そんな、良心を持たない人間をサイコパスと言う。

上の若い警官はサイコパスではないので良心があり、その良心が下着泥棒をしたいという気持ちを抑えることが出来るという考え方には、大方の人が同意するだろう。
だが、私は同意しない。
その若い警官が、下着泥棒をしないのは(他の犯罪行為も含めてだが)、良心のためではなく、単に、「損だから」、別の言い方をすれば、「社会的リスクを避けている」だけのことであると私は確信している。

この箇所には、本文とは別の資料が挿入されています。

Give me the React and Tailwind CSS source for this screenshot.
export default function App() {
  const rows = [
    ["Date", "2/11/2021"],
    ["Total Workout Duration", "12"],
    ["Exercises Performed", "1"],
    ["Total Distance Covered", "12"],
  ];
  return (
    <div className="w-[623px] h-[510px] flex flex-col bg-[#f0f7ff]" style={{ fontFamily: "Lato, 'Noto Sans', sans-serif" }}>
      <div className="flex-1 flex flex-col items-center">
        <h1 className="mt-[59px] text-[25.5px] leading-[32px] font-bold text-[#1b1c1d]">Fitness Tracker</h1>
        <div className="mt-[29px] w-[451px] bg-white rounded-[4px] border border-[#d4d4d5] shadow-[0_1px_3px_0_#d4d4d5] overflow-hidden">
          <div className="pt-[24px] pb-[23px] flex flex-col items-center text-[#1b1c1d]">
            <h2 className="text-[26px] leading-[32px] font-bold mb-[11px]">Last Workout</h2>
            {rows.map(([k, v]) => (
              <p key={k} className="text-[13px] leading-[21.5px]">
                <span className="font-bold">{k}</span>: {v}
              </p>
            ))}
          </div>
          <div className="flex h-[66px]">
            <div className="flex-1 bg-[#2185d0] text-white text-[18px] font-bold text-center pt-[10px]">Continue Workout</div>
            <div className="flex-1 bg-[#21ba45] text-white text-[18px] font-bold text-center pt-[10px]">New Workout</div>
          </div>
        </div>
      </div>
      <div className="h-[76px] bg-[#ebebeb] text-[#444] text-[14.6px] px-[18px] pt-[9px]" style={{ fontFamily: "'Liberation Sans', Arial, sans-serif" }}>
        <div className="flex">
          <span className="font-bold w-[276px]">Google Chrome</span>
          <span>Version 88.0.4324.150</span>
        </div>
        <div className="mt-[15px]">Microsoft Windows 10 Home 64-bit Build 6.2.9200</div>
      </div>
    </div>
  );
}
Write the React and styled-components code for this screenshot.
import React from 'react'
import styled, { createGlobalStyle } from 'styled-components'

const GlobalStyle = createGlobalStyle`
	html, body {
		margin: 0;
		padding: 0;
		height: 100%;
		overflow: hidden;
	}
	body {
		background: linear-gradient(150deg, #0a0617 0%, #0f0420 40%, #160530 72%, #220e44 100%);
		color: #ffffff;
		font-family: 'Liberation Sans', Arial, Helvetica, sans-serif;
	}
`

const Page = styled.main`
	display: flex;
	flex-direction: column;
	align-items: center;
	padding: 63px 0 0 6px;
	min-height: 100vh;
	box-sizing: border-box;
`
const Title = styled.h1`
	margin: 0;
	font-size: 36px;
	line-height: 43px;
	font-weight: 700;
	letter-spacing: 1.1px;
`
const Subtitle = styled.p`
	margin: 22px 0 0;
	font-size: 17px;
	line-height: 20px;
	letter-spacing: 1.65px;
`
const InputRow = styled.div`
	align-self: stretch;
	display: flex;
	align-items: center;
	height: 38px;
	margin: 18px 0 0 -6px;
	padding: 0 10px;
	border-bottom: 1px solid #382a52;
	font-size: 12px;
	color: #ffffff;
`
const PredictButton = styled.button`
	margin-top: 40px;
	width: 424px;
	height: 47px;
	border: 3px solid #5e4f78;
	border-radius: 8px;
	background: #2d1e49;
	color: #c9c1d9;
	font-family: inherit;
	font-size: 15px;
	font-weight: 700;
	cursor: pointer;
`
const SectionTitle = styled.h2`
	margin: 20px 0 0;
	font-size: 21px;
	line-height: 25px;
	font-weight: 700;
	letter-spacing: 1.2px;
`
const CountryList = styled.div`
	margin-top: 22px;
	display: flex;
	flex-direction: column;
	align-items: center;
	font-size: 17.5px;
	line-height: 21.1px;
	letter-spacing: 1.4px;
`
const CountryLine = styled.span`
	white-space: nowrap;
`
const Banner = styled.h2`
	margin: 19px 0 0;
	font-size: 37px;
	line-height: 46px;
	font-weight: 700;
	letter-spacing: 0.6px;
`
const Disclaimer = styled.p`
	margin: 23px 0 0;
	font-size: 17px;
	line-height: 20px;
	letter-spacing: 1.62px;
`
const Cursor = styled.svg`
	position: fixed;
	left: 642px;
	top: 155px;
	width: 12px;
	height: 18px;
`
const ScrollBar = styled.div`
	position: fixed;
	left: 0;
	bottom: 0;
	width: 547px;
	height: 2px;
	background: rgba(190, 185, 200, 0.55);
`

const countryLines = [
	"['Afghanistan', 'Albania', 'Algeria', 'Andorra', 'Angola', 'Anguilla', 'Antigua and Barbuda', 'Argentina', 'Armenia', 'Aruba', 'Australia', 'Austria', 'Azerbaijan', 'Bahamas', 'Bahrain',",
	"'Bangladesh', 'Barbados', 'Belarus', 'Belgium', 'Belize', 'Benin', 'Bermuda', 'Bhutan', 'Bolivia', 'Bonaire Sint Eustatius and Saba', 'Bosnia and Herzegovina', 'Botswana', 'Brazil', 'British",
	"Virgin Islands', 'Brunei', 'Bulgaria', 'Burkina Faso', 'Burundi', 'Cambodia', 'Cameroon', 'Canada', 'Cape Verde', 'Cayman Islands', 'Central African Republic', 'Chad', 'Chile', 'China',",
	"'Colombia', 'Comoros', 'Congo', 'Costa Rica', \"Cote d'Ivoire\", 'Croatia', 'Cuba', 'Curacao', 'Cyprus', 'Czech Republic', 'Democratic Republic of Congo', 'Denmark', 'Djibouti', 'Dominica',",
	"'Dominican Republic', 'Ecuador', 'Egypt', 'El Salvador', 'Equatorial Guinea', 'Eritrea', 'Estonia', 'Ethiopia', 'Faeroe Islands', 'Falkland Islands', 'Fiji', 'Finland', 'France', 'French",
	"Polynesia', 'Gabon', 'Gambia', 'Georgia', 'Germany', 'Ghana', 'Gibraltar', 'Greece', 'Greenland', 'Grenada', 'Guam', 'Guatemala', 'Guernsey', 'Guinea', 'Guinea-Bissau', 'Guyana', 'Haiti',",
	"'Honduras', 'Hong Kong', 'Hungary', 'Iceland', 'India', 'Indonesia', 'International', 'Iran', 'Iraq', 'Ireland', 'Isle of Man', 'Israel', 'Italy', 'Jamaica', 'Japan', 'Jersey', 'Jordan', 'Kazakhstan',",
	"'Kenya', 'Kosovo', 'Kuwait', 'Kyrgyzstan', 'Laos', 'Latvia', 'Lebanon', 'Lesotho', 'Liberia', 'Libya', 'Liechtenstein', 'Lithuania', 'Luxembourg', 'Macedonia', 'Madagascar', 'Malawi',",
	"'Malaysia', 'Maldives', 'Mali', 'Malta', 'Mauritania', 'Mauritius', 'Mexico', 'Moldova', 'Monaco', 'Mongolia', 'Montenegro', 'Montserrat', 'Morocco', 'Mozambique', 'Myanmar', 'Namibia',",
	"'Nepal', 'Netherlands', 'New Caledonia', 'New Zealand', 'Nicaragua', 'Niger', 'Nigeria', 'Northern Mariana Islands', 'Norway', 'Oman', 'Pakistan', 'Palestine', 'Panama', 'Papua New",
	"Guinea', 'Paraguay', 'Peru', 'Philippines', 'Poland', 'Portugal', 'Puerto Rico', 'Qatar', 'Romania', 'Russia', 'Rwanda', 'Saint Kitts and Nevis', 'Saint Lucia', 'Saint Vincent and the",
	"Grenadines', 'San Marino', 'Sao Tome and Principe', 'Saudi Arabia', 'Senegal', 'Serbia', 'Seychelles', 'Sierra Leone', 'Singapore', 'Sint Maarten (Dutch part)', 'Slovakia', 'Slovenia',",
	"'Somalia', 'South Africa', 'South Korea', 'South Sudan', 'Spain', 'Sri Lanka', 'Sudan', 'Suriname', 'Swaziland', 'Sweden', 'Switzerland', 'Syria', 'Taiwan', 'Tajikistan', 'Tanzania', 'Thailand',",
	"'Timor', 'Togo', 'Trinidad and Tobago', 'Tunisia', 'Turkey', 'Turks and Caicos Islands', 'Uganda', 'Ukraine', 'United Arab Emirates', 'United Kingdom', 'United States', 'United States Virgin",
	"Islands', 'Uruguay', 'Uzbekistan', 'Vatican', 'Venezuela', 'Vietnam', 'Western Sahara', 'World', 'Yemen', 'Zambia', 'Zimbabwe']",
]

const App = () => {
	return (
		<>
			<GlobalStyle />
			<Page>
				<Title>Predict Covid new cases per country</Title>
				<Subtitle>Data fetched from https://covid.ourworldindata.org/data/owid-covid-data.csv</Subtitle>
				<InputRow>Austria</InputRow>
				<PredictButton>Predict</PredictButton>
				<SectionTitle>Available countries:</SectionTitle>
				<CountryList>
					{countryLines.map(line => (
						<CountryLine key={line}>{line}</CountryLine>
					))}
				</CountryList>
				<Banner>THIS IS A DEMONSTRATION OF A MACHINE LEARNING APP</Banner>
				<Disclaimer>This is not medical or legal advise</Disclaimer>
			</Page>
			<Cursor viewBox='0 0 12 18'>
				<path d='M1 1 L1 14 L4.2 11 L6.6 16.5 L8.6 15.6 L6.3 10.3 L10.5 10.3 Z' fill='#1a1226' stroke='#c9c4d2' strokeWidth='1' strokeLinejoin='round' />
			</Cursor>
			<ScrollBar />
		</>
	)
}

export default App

なぜ、私がそう思うのかというと、私は、良心というものの存在を全く信じていないからだ。
私は、全人類がサイコパスだと思っている。
だが、それは、私がそう思っているだけだという可能性もある。
ただ、サイコパスである私には良心がないので、良心というものが実際にはどんなものか分からないのである。
初音ミクさんの『ゴーストルール』という歌に、
「腐っている僕には 腐ったものが理解(わか)らない」
という歌詞があるが、これは、言い換えれば、
「腐っている僕には 腐っていないものが理解(わか)らない」
ということである。
『ゴーストルール』は、全くサイコパスの歌だと思うが、作者のDECO*27さんは、これまで、愛に溢れた歌を作ってきたのに、この新しい曲がなぜ、こんなふうになったのか興味深い(まあ、以前から伏線はあったような気がするが)。

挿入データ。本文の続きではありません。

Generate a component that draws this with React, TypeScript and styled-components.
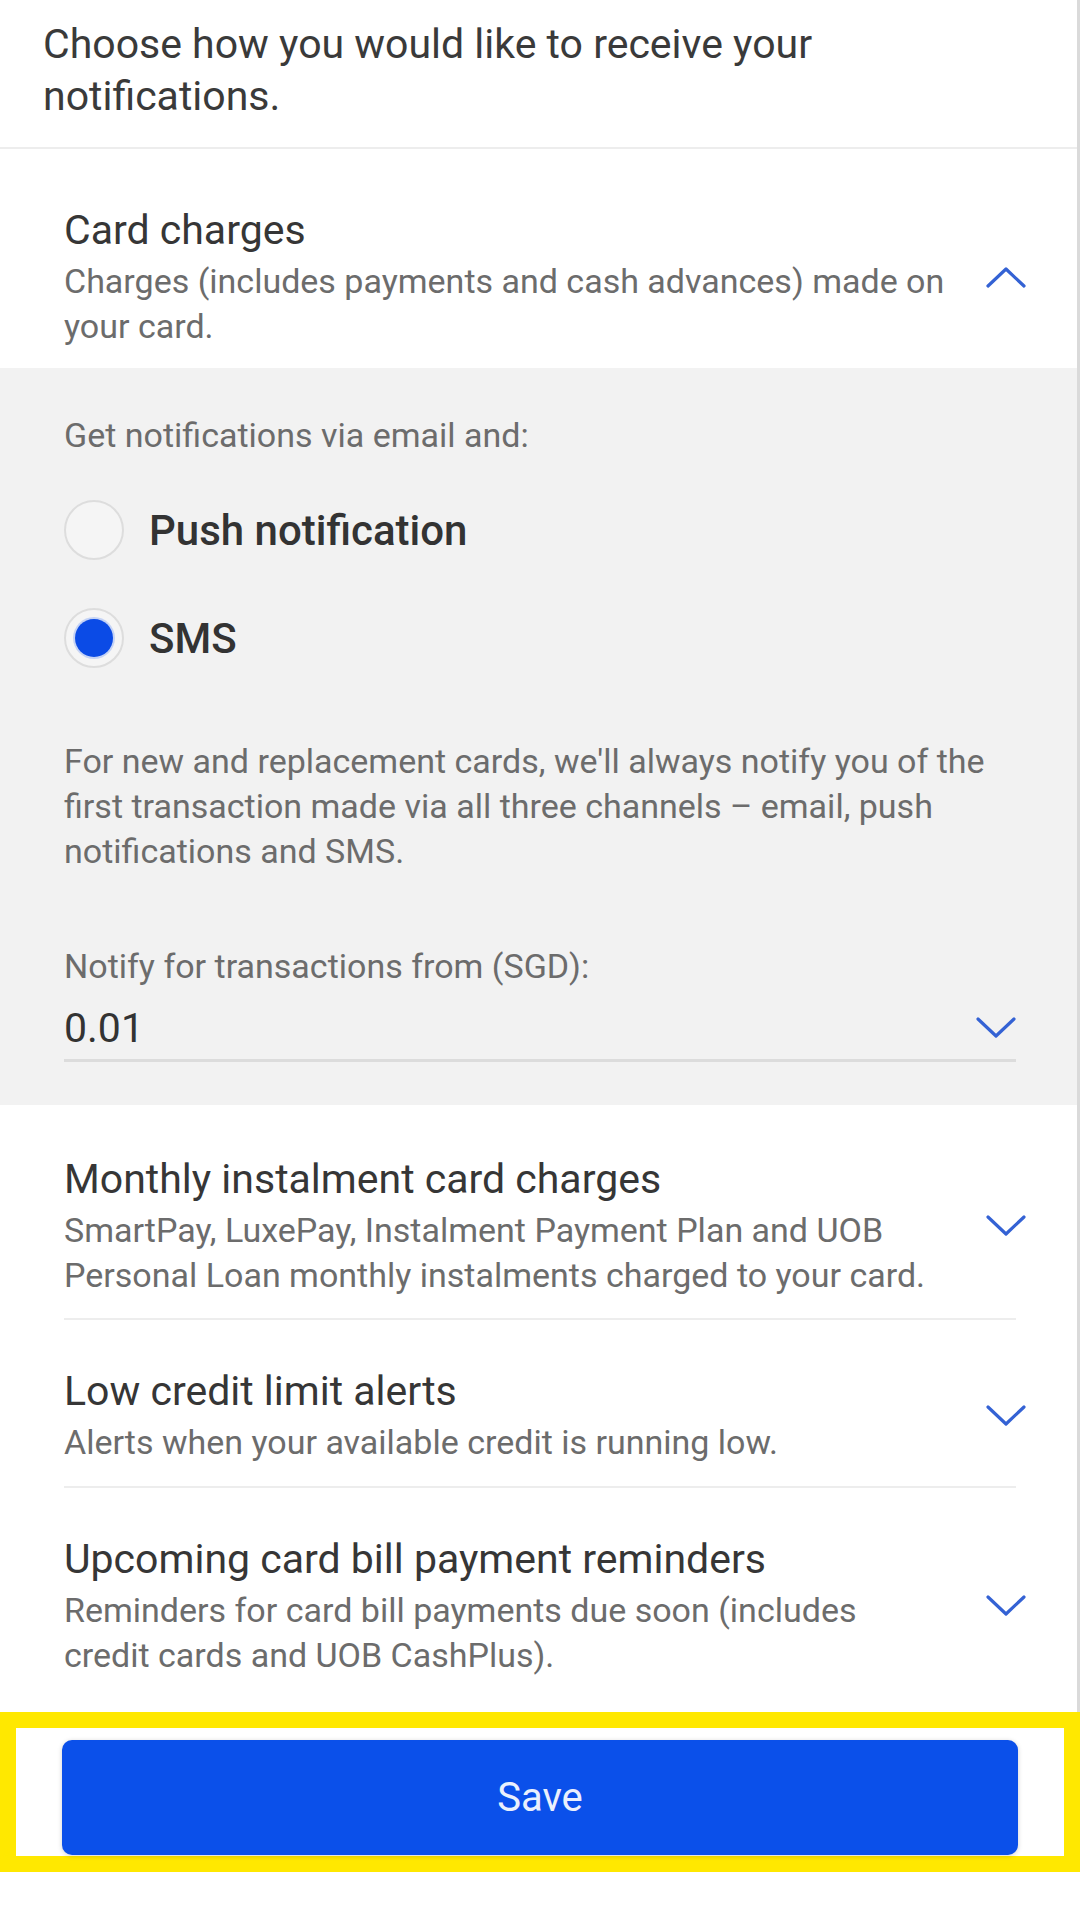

私のようなサイコパスからすれば、「ようやくサイコパスの自覚が出来たのかな?」としか思えないのである。
無論、それは、DECO*27さんにすれば、馬鹿げた言いがかりかもしれないが。

『サイコパスを探せ』の著者であるジャーナリストのジョン・ロンソン(ロンスン)は、TED講演「サイコパス・テストへの奇妙なこたえ」で、「僕もサイコパスらしくなってきた」、「みんなどこかサイコパス」と言ったが、ロンソンも気付き始めているということだと思う。
実際は彼も、私同様「みんなサイコパス」と思っているのかもしれない。
もし、みんなサイコパスなら、人間は道理を学ばねばならない。もちろん、机上の勉強だけでなく、体験も含めてね。
思慮を欠いた行動というのは、結局は損なのであり、あまりに思慮を欠くと破滅する可能性が高いのである。
そこに良心などというものが入り込む余地などない。